Virtual gaming for machines to learn natural language

To ultimately teach a machine to comprehend natural language, we may need to find a way to make computers understand the four dimensions of space and time in which objects, including itself, exist. Because presumably, an intelligent artificial system able to fully comprehend natural language should at a minimum be aware of its environment in the first place.

To be aware of one's environment, one needs a way of sensing what is in its environment, before being able to perceive it. Once it can perceive, it can develop the want to interact with its environment as well - much like the development of any biological organism. Once equipped with a predisposed ability to make symbolic representations of the environment, language may naturally evolve with it. Remember for example that young children need to be able to explore objects in the world by themselves, preferably with all possible senses. Later they learn the symbolic sound and visual rule (word) to refer to the object they explored when it wants to interact with or about it again.

One way of making objects from our physical world machine-interpretable would be to create 3D-simulations of the world in a virtual environment that a computer agent can interact in. We would for instance have a virtual three-dimensional "rose" with sensory properties as described above to be "discovered" through actions in this virtual space. We could even simulate this rose to grow and perish over time and according to laws of physics show the consequences of interactions between the rose and the computer agent in this virtual environment. The machine would need to learn, for instance, what happens to an object when it is dropped or when it is picked up in different ways, before it can understand verbs and, later, adjectives. Similar virtual environments have already been built to a certain extent for the purpose of video games and virtual reality.

Image source

Reinforcement learning, a class of machine learning techniques which has proven to be useful in recent AI research breakthroughs, lets machines learn through reward functions for a finite set of actions it can take in a given environment. This would serve as an interesting paradigm to devise a virtual environment in which learning language is made to be a multi-sensory game where the computer agent "plays" a human body and levels up every time it has learned a new class of rules (e.g. flowers, furniture, food up to abstract objects such as freedom and humanity) through correct sensory deduction.

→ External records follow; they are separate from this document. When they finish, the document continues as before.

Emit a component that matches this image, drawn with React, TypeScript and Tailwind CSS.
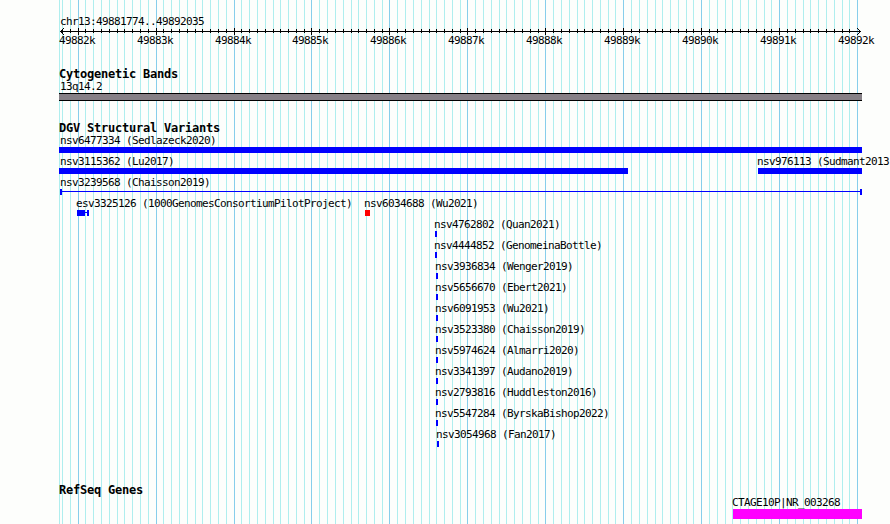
const HEIGHT = 524;

const majors = [78, 156, 234, 311, 389, 467, 545, 623, 701, 779, 857];

const minors = [
  62, 70,
  85, 93, 101, 109, 117, 124, 132, 140, 148,
  163, 171, 179, 187, 195, 202, 210, 218, 226,
  241, 249, 257, 265, 273, 280, 288, 296, 304,
  319, 327, 335, 343, 351, 358, 366, 374, 382,
  397, 405, 413, 421, 429, 436, 444, 452, 460,
  475, 483, 491, 499, 506, 514, 522, 530, 538,
  553, 561, 569, 577, 584, 592, 600, 608, 615,
  631, 639, 647, 655, 662, 670, 678, 686, 693,
  709, 717, 725, 732, 740, 748, 756, 764, 771,
  787, 795, 803, 810, 818, 826, 834, 842, 849,
];

type Shape = "bar" | "span" | "partial" | "red";

type Feature = {
  label: string;
  x: number;
  start: number;
  end: number;
  shape?: Shape;
};

const variants: Feature[][] = [
  [{ label: "nsv6477334 (Sedlazeck2020)", x: 60, start: 59, end: 862 }],
  [
    { label: "nsv3115362 (Lu2017)", x: 60, start: 59, end: 628 },
    { label: "nsv976113 (Sudmant2013)", x: 757, start: 758, end: 862 },
  ],
  [{ label: "nsv3239568 (Chaisson2019)", x: 60, start: 60, end: 862, shape: "span" }],
  [
    { label: "esv3325126 (1000GenomesConsortiumPilotProject)", x: 76, start: 77, end: 89, shape: "partial" },
    { label: "nsv6034688 (Wu2021)", x: 364, start: 365, end: 370, shape: "red" },
  ],
  [{ label: "nsv4762802 (Quan2021)", x: 434, start: 435, end: 437 }],
  [{ label: "nsv4444852 (GenomeinaBottle)", x: 434, start: 435, end: 437 }],
  [{ label: "nsv3936834 (Wenger2019)", x: 435, start: 436, end: 438 }],
  [{ label: "nsv5656670 (Ebert2021)", x: 435, start: 436, end: 438 }],
  [{ label: "nsv6091953 (Wu2021)", x: 435, start: 436, end: 438 }],
  [{ label: "nsv3523380 (Chaisson2019)", x: 435, start: 436, end: 438 }],
  [{ label: "nsv5974624 (Almarri2020)", x: 435, start: 436, end: 438 }],
  [{ label: "nsv3341397 (Audano2019)", x: 435, start: 436, end: 438 }],
  [{ label: "nsv2793816 (Huddleston2016)", x: 435, start: 436, end: 438 }],
  [{ label: "nsv5547284 (ByrskaBishop2022)", x: 435, start: 436, end: 438 }],
  [{ label: "nsv3054968 (Fan2017)", x: 436, start: 437, end: 439 }],
];

function Gridlines() {
  return (
    <svg
      className="absolute inset-0"
      width="890"
      height={HEIGHT}
      shapeRendering="crispEdges"
    >
      {[59, ...minors].map((x) => (
        <rect key={x} x={x} y="0" width="1" height={HEIGHT} fill="#afeeee" />
      ))}
      {majors.map((x) => (
        <rect key={x} x={x} y="0" width="1" height={HEIGHT} fill="#87ceeb" />
      ))}
    </svg>
  );
}

function Axis() {
  return (
    <svg className="block" width="890" height="7" shapeRendering="crispEdges">
      <rect x="60" y="3" width="801" height="1" />
      {minors.map((x) => (
        <rect key={x} x={x} y="1" width="1" height="4" />
      ))}
      {majors.slice(0, -1).map((x) => (
        <rect key={x} x={x} y="0" width="1" height="7" />
      ))}
      {[1, 2, 3].map((d) => (
        <g key={d}>
          <rect x={60 + d} y={3 - d} width="1" height="1" />
          <rect x={60 + d} y={3 + d} width="1" height="1" />
          <rect x={860 - d} y={3 - d} width="1" height="1" />
          <rect x={860 - d} y={3 + d} width="1" height="1" />
        </g>
      ))}
    </svg>
  );
}

function Label({ text, x }: { text: string; x: number }) {
  return (
    <span
      className="col-start-1 row-start-1 block h-3 leading-3 tracking-[-0.622px] whitespace-pre"
      style={{ marginLeft: x }}
    >
      {text}
    </span>
  );
}

function Title({ children }: { children: string }) {
  return (
    <h2 className="h-3 pl-[59px] text-[12px] leading-[10px] font-bold tracking-[-0.224px] whitespace-pre">
      {children}
    </h2>
  );
}

function Glyph({ start, end, shape = "bar" }: Feature) {
  const style = { marginLeft: start, width: end - start };

  if (shape === "span") {
    return (
      <div className="col-start-1 row-start-2 flex h-1.5" style={style}>
        <div className="w-0.5 bg-[#0000ff]" />
        <div className="mt-0.5 h-px flex-1 bg-[#0000ff]" />
        <div className="w-0.5 bg-[#0000ff]" />
      </div>
    );
  }
  if (shape === "partial") {
    return (
      <div className="col-start-1 row-start-2 flex h-1.5" style={style}>
        <div className="w-2 bg-[#0000ff]" />
        <div className="mt-0.5 h-px flex-1 bg-[#0000ff]" />
        <div className="w-0.5 bg-[#0000ff]" />
      </div>
    );
  }
  return (
    <div
      className={
        shape === "red"
          ? "col-start-1 row-start-2 h-1.5 bg-[#ff0000]"
          : "col-start-1 row-start-2 h-1.5 bg-[#0000ff]"
      }
      style={style}
    />
  );
}

export default function App() {
  return (
    <main className="relative h-[524px] w-[890px] overflow-hidden bg-[#fdfefc] font-['DejaVu_Sans_Mono',monospace] text-[11px] text-black">
      <Gridlines />
      <div className="relative flex flex-col">
        <header className="pt-4">
          <Label text="chr13:49881774..49892035" x={60} />
          <Axis />
          <div className="grid h-3">
            {majors.map((x, i) => (
              <Label key={x} text={`${49882 + i}k`} x={x - 19} />
            ))}
          </div>
        </header>

        <section className="pt-[22px]">
          <Title>Cytogenetic Bands</Title>
          <Label text="13q14.2" x={60} />
          <div className="ml-[59px] h-2 w-[803px] border-y border-black bg-[#868086]" />
        </section>

        <section className="pt-[22px]">
          <Title>DGV Structural Variants</Title>
          <div className="flex flex-col gap-[3px]">
            {variants.map((row) => (
              <div key={row[0].label} className="grid grid-cols-[890px] grid-rows-[12px_6px]">
                {row.map((f) => (
                  <Label key={f.label} text={f.label} x={f.x} />
                ))}
                {row.map((f) => (
                  <Glyph key={f.label} {...f} />
                ))}
              </div>
            ))}
          </div>
        </section>

        <section className="pt-[38px]">
          <Title>RefSeq Genes</Title>
          <Label text="CTAGE10P|NR_003268" x={732} />
          <div className="ml-[733px] h-2.5 w-[129px] bg-[#ff00ff]" />
        </section>
      </div>
    </main>
  );
}
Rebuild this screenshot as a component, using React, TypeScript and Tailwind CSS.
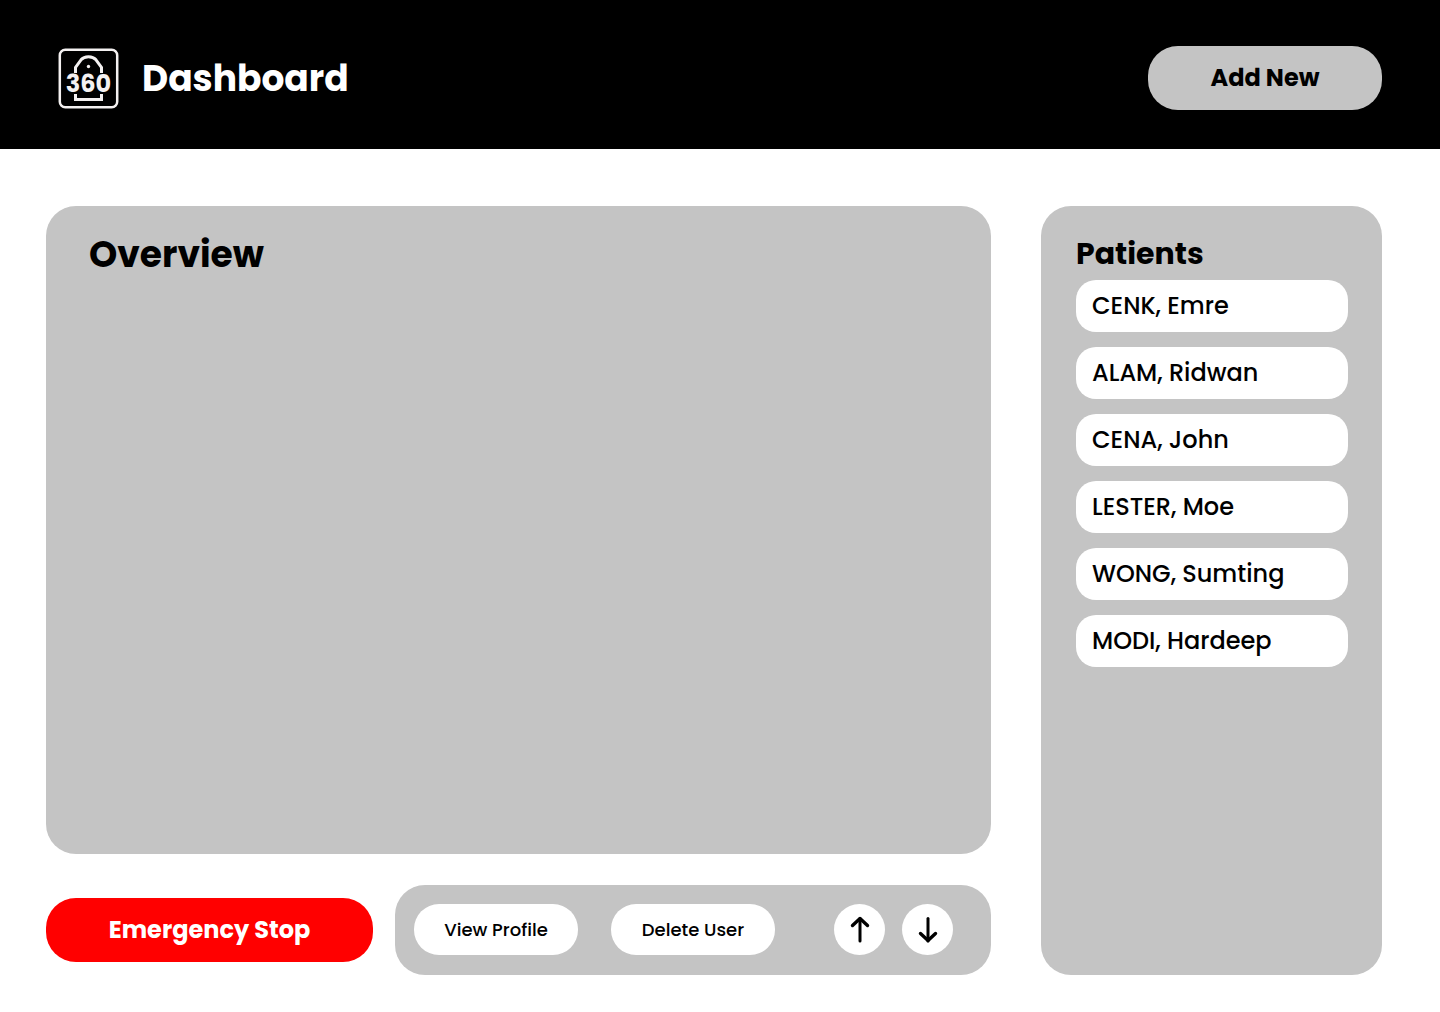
const patients = [
  "CENK, Emre",
  "ALAM, Ridwan",
  "CENA, John",
  "LESTER, Moe",
  "WONG, Sumting",
  "MODI, Hardeep",
];

function Logo() {
  return (
    <svg width="60" height="62" viewBox="0 0 60 62" role="img" aria-label="360" className="shrink-0 overflow-visible">
      <g fill="none" stroke="#f4f1f1" strokeWidth="2.5">
        <rect x="1.8" y="1.8" width="57.4" height="57.4" rx="5.5" />
        <path d="M17.500 25V19.500L23 11.800C26.500 7.700 34.500 7.700 38 11.800L43.500 19.500V25" strokeWidth="3" />
        <path d="M17.500 46V51.500H43.500V46" strokeWidth="3" />
      </g>
      <circle cx="30.500" cy="18.500" r="1.700" fill="#f4f1f1" />
      <text x="30.500" y="44" textAnchor="middle" fill="#f4f1f1" className="text-2xl font-bold">
        360
      </text>
    </svg>
  );
}

function Arrow({ down = false }: { down?: boolean }) {
  return (
    <svg
      width="25"
      height="29"
      viewBox="0 0 25 29"
      fill="none"
      stroke="black"
      strokeWidth="3"
      strokeLinecap="round"
      strokeLinejoin="round"
      aria-hidden="true"
    >
      <path d="M13 3.500V26" />
      <path d={down ? "M5.500 18.500L13 25.500L20.500 18.500" : "M5.500 10.500L13 3.500L20.500 10.500"} strokeWidth="3.400" />
    </svg>
  );
}

export default function App() {
  return (
    <div className="flex min-h-screen flex-col bg-white font-['Poppins','Inter',sans-serif] text-black">
      <header className="flex items-center justify-between bg-black px-[58px] pt-[46px] pb-[39px]">
        <div className="flex items-center gap-6 pt-[2px]">
          <Logo />
          <h1 className="text-4xl font-bold text-white">Dashboard</h1>
        </div>
        <button type="button" className="h-16 w-[234px] rounded-[30px] bg-[#c4c4c4] text-2xl font-bold">
          Add New
        </button>
      </header>

      <main className="flex flex-1 gap-[50px] pt-[57px] pr-[58px] pb-[37px] pl-[46px]">
        <div className="flex flex-1 flex-col gap-[31px]">
          <section className="flex-1 rounded-[30px] bg-[#c4c4c4] px-[43px] py-[29px]">
            <h2 className="text-4xl font-bold">Overview</h2>
          </section>
          <div className="flex items-center gap-[22px]">
            <button type="button" className="h-16 w-[327px] rounded-[30px] bg-[#ff0000] text-2xl font-bold text-white">
              Emergency Stop
            </button>
            <div className="flex flex-1 items-center justify-between rounded-[30px] bg-[#c4c4c4] pt-[19px] pr-[38px] pb-5 pl-[19px]">
              <div className="flex gap-[33px]">
                <button type="button" className="h-[51px] w-[164px] rounded-[25px] bg-white text-lg font-medium">
                  View Profile
                </button>
                <button type="button" className="h-[51px] w-[164px] rounded-[25px] bg-white text-lg font-medium">
                  Delete User
                </button>
              </div>
              <div className="flex gap-[17px]">
                <button type="button" aria-label="Move up" className="flex size-[51px] items-center justify-center rounded-full bg-white">
                  <Arrow />
                </button>
                <button type="button" aria-label="Move down" className="flex size-[51px] items-center justify-center rounded-full bg-white">
                  <Arrow down />
                </button>
              </div>
            </div>
          </div>
        </div>

        <aside className="w-[341px] rounded-[30px] bg-[#c4c4c4] pt-[30px] pr-[34px] pb-7 pl-[35px]">
          <h2 className="text-3xl font-bold">Patients</h2>
          <ul className="mt-2 flex flex-col gap-[15px]">
            {patients.map((name) => (
              <li key={name}>
                <button type="button" className="h-[52px] w-full rounded-[20px] bg-white px-4 text-left text-2xl font-medium">
                  {name}
                </button>
              </li>
            ))}
          </ul>
        </aside>
      </main>
    </div>
  );
}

The game will also need a "supervisor", akin to a parent for a child, to inform the player what the correct symbolic pattern is to label each environmental object at the beginning of each level. This would make the game the ultimate semi-supervised reinforcement learning experiment to develop an artificial language acquisition device.

As a starting point, the range of actions it could take could be to manipulate objects in this space in all possible ways with each of the sensory modalities - e.g. to view, smell, hear, listen to, touch, grab, taste and crash the object it encounters.

The reward goal could be defined as "matching the correct sensory experience (how did the object look, sound, taste, smell and feel when interacting with it) to the appropriate rule (word, in sound and character pattern) to classify each object (noun), motion (verb), relation (adverb) and consequence (adjective) it encounters".

Gradually, as my hypothesis goes, this computer will learn language more like an actual biological human organism: by gaining a sensory-affective understanding of what objects in the world actually are like and what rules to use to interact about them.

After training in virtual environments comes testing with real humans

Once the machine has observed all possible objects, its actual natural language understanding needs to be tested with real humans. We can let it undergo the Turing test about any conversational topic and set an extremely stringent testing criterium to "no human interactors at all can differentiate the machine from the human". An additional way is to see if this machine can use language to generate sensible, authentic expressions. For instance, in the form of poetry, jokes or an essay on a phenomenon it recently observed.